Former U.S. ambassador to Myanmar Derek Mitchell, who was Washington’s envoy when Myanmar began its transition from decades of junta rule in 2012, called for the immediate restoration of democracy.

“Democracy in Myanmar must be restored immediately without conditions for good of country. Myanmar military’s detention/arrest of civilian leadership is indefensible, whatever the pretext, and must earn global condemnation,” Mitchell, now president of the National Democratic Institute, wrote on Twitter.

“The doors just opened to a very different future,” said Thant Myint-U, a Burmese academic and author.  “I have a sinking feeling that no one will really be able to control what comes next.”

Myanmar has a long history of coups and iron-fisted military rule since gaining independence from Britain in 1948. Military ruler Ne Win seized power in a coup in 1962 and drove Myanmar, then known as Burma, into virtual international isolation. Ne Win was sidelined in 1988 amid nationwide pro-democracy protests that were crushed by the military, which installed a junta. For the ensuing two decades, Myanmar faced tough international sanctions that took a heavy toll on its economy.

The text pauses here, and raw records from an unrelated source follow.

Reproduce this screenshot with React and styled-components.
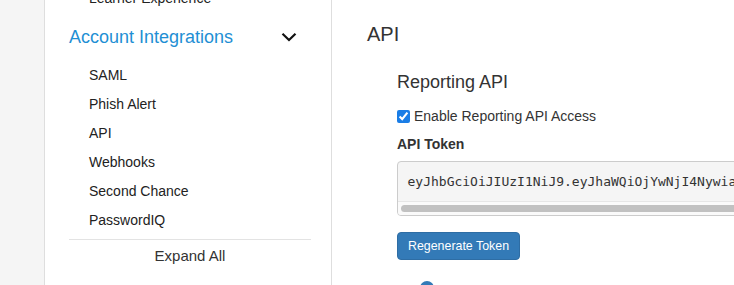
import React from 'react';
import styled, { createGlobalStyle } from "styled-components";


const GlobalStyle = createGlobalStyle`
    html, body {
        margin: 0;
        overflow: hidden;
        background: #fff;
    }
    body {
        font-family: "Liberation Sans", Arial, Helvetica, sans-serif;
        color: #333;
    }
`;

const Page = styled.div`
    display: flex;
    width: 1200px;
    height: 285px;
    overflow: hidden;
`;

const Rail = styled.div`
    width: 44px;
    flex: none;
    background: #f5f5f5;
    border-right: 1px solid #dedede;
`;

const Sidebar = styled.nav`
    width: 287px;
    flex: none;
    box-sizing: border-box;
    padding: 0 20px 0 24px;
    border-right: 1px solid #dedede;
`;

const SidebarScroll = styled.div`
    margin-top: -16px;
`;

const SubItem = styled.div`
    height: 29px;
    line-height: 29px;
    padding-left: 20px;
    font-size: 14px;
    color: #222;
    white-space: nowrap;
`;

const GroupHeading = styled.div`
    display: flex;
    align-items: center;
    justify-content: space-between;
    height: 48px;
    padding-right: 14px;
    font-size: 18px;
    color: #1f8fd4;
`;

const SubList = styled.div`
    padding-bottom: 4px;
    border-bottom: 1px solid #e3e3e3;
`;

const ExpandAll = styled.div`
    height: 32px;
    line-height: 32px;
    text-align: center;
    font-size: 15px;
    color: #333;
`;

const Main = styled.main`
    flex: 1;
    padding: 22px 0 0 35px;
`;

const Title = styled.h1`
    margin: 0;
    font-size: 20px;
    line-height: 24px;
    font-weight: 400;
    color: #333;
`;

const Section = styled.section`
    padding: 25px 40px 0 30px;
`;

const SectionTitle = styled.h2`
    margin: 0;
    font-size: 18px;
    line-height: 22px;
    font-weight: 400;
    color: #333;
`;

const CheckRow = styled.label`
    display: flex;
    align-items: center;
    margin-top: 13px;
    height: 20px;
    font-size: 14px;
    color: #333;

    input {
        width: 13px;
        height: 13px;
        margin: 0 4px 0 0;
        accent-color: #1a7de6;
    }
`;

const FieldLabel = styled.div`
    margin-top: 8px;
    font-size: 14px;
    line-height: 20px;
    font-weight: 700;
    color: #333;
`;

const TokenBox = styled.div`
    margin-top: 7px;
    background: #f5f5f5;
    border: 1px solid #ccc;
    border-radius: 4px;
    overflow: hidden;
`;

const TokenText = styled.pre`
    margin: 0;
    padding: 9.5px;
    font-family: "DejaVu Sans Mono", "Liberation Mono", monospace;
    font-size: 13px;
    line-height: 20px;
    color: #333;
    white-space: pre;
    overflow: hidden;
`;

const ScrollTrack = styled.div`
    height: 14px;
    box-sizing: border-box;
    padding: 3px;
    background: #fafafa;
    border-top: 1px solid #e6e6e6;
`;

const ScrollThumb = styled.div`
    height: 7px;
    border-radius: 4px;
    background: #c1c1c1;
`;

const Button = styled.button`
    display: block;
    margin-top: 16px;
    height: 28px;
    padding: 0 10px;
    font-family: inherit;
    font-size: 12.4px;
    color: #fff;
    background: #337ab7;
    border: 1px solid #2e6da4;
    border-radius: 4px;
`;

const HelpIcon = styled.svg`
    display: block;
    margin: 21px 0 0 23px;
`;


const Chevron = () => (
    <svg width="16" height="10" viewBox="0 0 16 10">
        <path d="M1.5 1.8 L8 8 L14.5 1.8" fill="none" stroke="#111" strokeWidth="2.2" />
    </svg>
);


const items = ["SAML", "Phish Alert", "API", "Webhooks", "Second Chance", "PasswordIQ"];

const token = "eyJhbGciOiJIUzI1NiJ9.eyJhaWQiOjYwNjI4NywiaWF0IjoxNjE0ODk2MTIzfQ.x3Yh8pQkR2vLw9ZcT5mNbA1fGuJ7sEoD4iK0rWqXyHl";


const App = () => {
    return (
        <>
            <GlobalStyle />
            <Page>
                <Rail />
                <Sidebar>
                    <SidebarScroll>
                        <SubItem>Learner Experience</SubItem>
                        <GroupHeading>
                            Account Integrations
                            <Chevron />
                        </GroupHeading>
                        <SubList>
                            {items.map(item => <SubItem key={item}>{item}</SubItem>)}
                        </SubList>
                        <ExpandAll>Expand All</ExpandAll>
                    </SidebarScroll>
                </Sidebar>
                <Main>
                    <Title>API</Title>
                    <Section>
                        <SectionTitle>Reporting API</SectionTitle>
                        <CheckRow>
                            <input type="checkbox" defaultChecked />
                            Enable Reporting API Access
                        </CheckRow>
                        <FieldLabel>API Token</FieldLabel>
                        <TokenBox>
                            <TokenText>{token}</TokenText>
                            <ScrollTrack>
                                <ScrollThumb style={{ width: "70%" }} />
                            </ScrollTrack>
                        </TokenBox>
                        <Button>Regenerate Token</Button>
                        <HelpIcon width="14" height="14" viewBox="0 0 14 14">
                            <circle cx="7" cy="7" r="7" fill="#337ab7" />
                        </HelpIcon>
                    </Section>
                </Main>
            </Page>
        </>
    )
};

export default App
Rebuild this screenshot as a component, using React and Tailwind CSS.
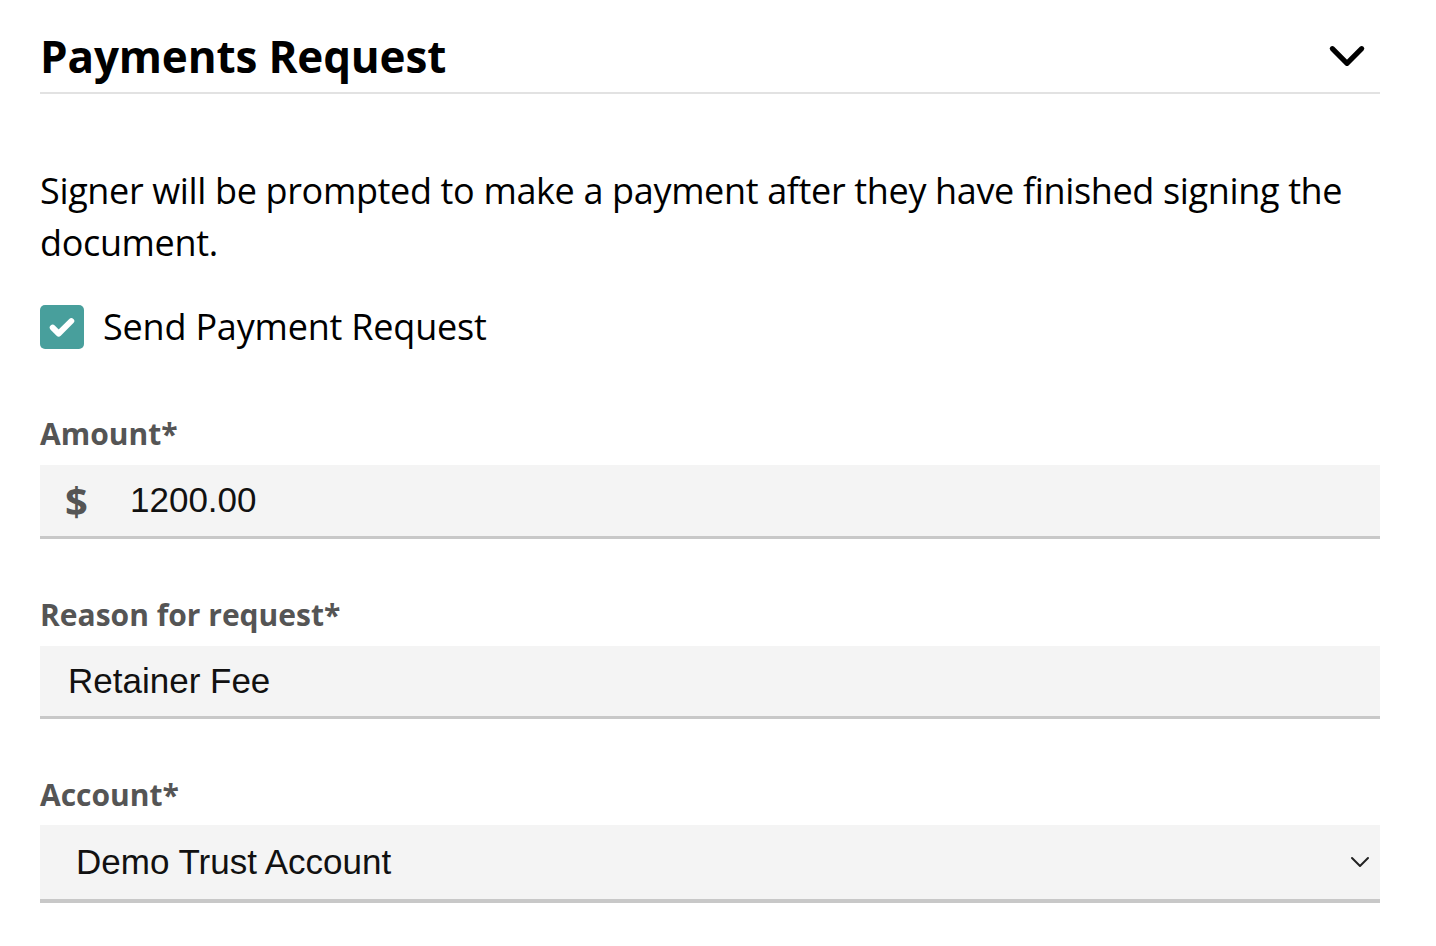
import React, { useState } from "react";

const ChevronDown = ({ className, strokeWidth = 2 }) => (
  <svg viewBox="0 0 24 24" fill="none" stroke="currentColor" strokeWidth={strokeWidth} strokeLinecap="round" strokeLinejoin="round" className={className}>
    <path d="M4 8l8 8 8-8" />
  </svg>
);

const App = () => {
  const [checked, setChecked] = useState(true);
  const [amount, setAmount] = useState("1200.00");
  const [reason, setReason] = useState("Retainer Fee");

  return (
    <div className="w-[1436px] h-[946px] bg-white pl-10 pr-14 pt-[26px] font-['Open_Sans',sans-serif] text-black">
      <div className="flex items-center justify-between border-b-2 border-[#e2e2e2] pb-[6px] pr-[11px]">
        <h2 className="text-[44px] leading-[60px] font-bold tracking-[-0.15px]">Payments Request</h2>
        <ChevronDown className="w-[44px] h-[44px]" strokeWidth={2.8} />
      </div>

      <p className="mt-[71px] text-[36px] leading-[52px] tracking-[-0.35px]">
        Signer will be prompted to make a payment after they have finished signing the document.
      </p>

      <label className="mt-[34px] flex items-center gap-[19px] cursor-pointer">
        <span
          onClick={() => setChecked(!checked)}
          className={`w-[44px] h-[44px] rounded-[5px] flex items-center justify-center ${checked ? "bg-[#489f9c]" : "bg-white border-2 border-gray-400"}`}
        >
          {checked && (
            <svg viewBox="0 0 24 24" className="w-[32px] h-[32px]" fill="none" stroke="white" strokeWidth={4.4} strokeLinecap="round" strokeLinejoin="round">
              <path d="M5 12.5l4.5 4.5L19 7.5" />
            </svg>
          )}
        </span>
        <span className="text-[36px] leading-[48px] tracking-[-0.2px]">Send Payment Request</span>
      </label>

      <div className="mt-[63px]">
        <div className="text-[30px] leading-[40px] font-bold text-[#555555]">Amount*</div>
        <div className="mt-[11px] h-[74px] bg-[#f4f4f4] border-b-[3px] border-[#c8c8c8] flex items-center">
          <span className="pl-[25px] w-[90px] text-[40px] leading-none font-bold text-[#555555]">$</span>
          <input
            value={amount}
            onChange={(e) => setAmount(e.target.value)}
            className="flex-1 bg-transparent outline-none text-[35px] font-['Liberation_Sans',Arial,sans-serif] text-[#111]"
          />
        </div>
      </div>

      <div className="mt-[56px]">
        <div className="text-[30px] leading-[40px] font-bold text-[#555555]">Reason for request*</div>
        <div className="mt-[11px] h-[73px] bg-[#f4f4f4] border-b-[3px] border-[#c8c8c8] flex items-center">
          <input
            value={reason}
            onChange={(e) => setReason(e.target.value)}
            className="flex-1 pl-[28px] bg-transparent outline-none text-[35px] font-['Liberation_Sans',Arial,sans-serif] text-[#111]"
          />
        </div>
      </div>

      <div className="mt-[56px]">
        <div className="text-[30px] leading-[40px] font-bold text-[#555555]">Account*</div>
        <div className="mt-[10px] h-[78px] bg-[#f4f4f4] border-b-[4px] border-[#c8c8c8] flex items-center justify-between pl-[36px] pr-[8px]">
          <span className="text-[35px] font-['Liberation_Sans',Arial,sans-serif] text-[#111]">Demo Trust Account</span>
          <ChevronDown className="w-[24px] h-[24px] text-[#222]" strokeWidth={2} />
        </div>
      </div>
    </div>
  );
};

export default App;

The country of 54 million people the size of France only began to open up around 2011, as the military ceded direct rule and allowed a civilian government to take shape which led to the lifting of international sanctions. Aung San Suu Kyi, who had spent 15 years under house arrest, was freed and her NLD took power after a sweeping victory in national elections in 2015 – a victory repeated this November.

The military, however, has retained key levers of power throughout this period, including a quarter of parliamentary seats and control of the key security ministries of border affairs, defense and the interior.